Okay, so I’m an awful blogger. I tend to write only when I’m upset. I really should learn to chronicle the good times, and not just the bad ones. So 2011 started off pretty crappy. My uncle passed away on New Year’s Day. It’s not so much that I was close to him. I just felt such sorrow for my grandmother at losing her oldest child. It was hard for me to see her in such an emotional state. But my uncle was very sick with cancer, and I know he is in a better place. New Year’s day also started off with my toilet overflowing ALL over the bathroom and out into the alcove area. So the carpet in that area had to be pulled up, and I had to throw out a lot of towels. I just couldn’t stomach keeping them, even if I did wash them in hot water! I had a little problem with my unemployment as well, and thought that I was going to be cut off because I had subbed for a whole 5 days in December. Thankfully that problem was resolved.
I’ve been unemployed for 20 months now. I have applied for at least 75-100 jobs in the last several months. Everything is online now, so I don’t even get to talk to a person. As a certified teacher, I know the likelihood of me finding a job in the next few years is slim. The economy is terrible, and there are massive cuts being made in education with more to come. Most people say “I thought there was a shortage of teachers.” Not in my area (elementary) and definitely not in NY. Now with the cuts, it’s that much worse. So I apply for secretarial jobs, customer service jobs, etc. I am kind of limited as far as what I can do. I have no family in the area, and no real support system. Therefore I can really only work Monday-Friday, “normal” work hours. My ex is not much help when it comes to babysitting. The biggest problem, though, is the fact that I’m overqualified for most of what I apply for. People look at my resume and assume that I will leave as soon as something better comes along. Which isn’t necessarily an invalid assumption. But teaching is going to be hard to get back into for at least a few years, and that’s if the economy rebounds. I really just want to put in my cover letter “Hi, I’m a single mom and I need a full time job. I promise I won’t leave in 3 or 4 months.” Sometimes I feel like being a single mom inhibits me, because they assume I will miss work a lot. Thankfully I have extremely healthy children, and have missed very little work due to them being ill. So, for now, I just pray each night that God will provide a job for me before my unemployment runs out in the next 2-3 months.
The ex and I are getting along these days. I’m still not “allowed” to have her cell phone number, so I will usually call at work if I need something. Her gf hasn’t contacted me in a couple months, and that is probably why we are getting along. I’m just happy that my life is relatively drama free, and I’m enjoying the peace.

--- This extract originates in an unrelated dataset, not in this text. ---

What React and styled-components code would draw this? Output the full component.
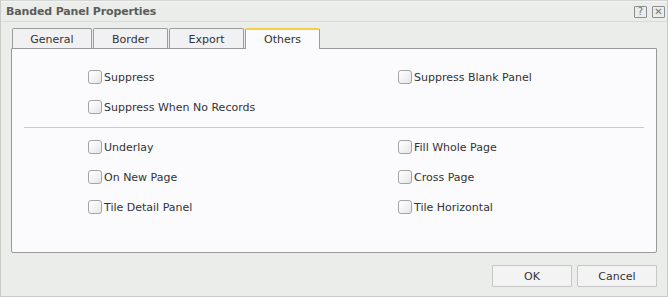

The kids are doing well for the most part. My daughter (LP) has adjusted very well to school. She is a bit social, but seems to enjoy school. My son is still having problems with doing homework and it’s affecting his grades terribly. I’m trying to keep on top of him, but it’s so frustrating, because this problem only developed in the last 2 yrs. He is very smart, and his teachers love him, but he can’t get himself together.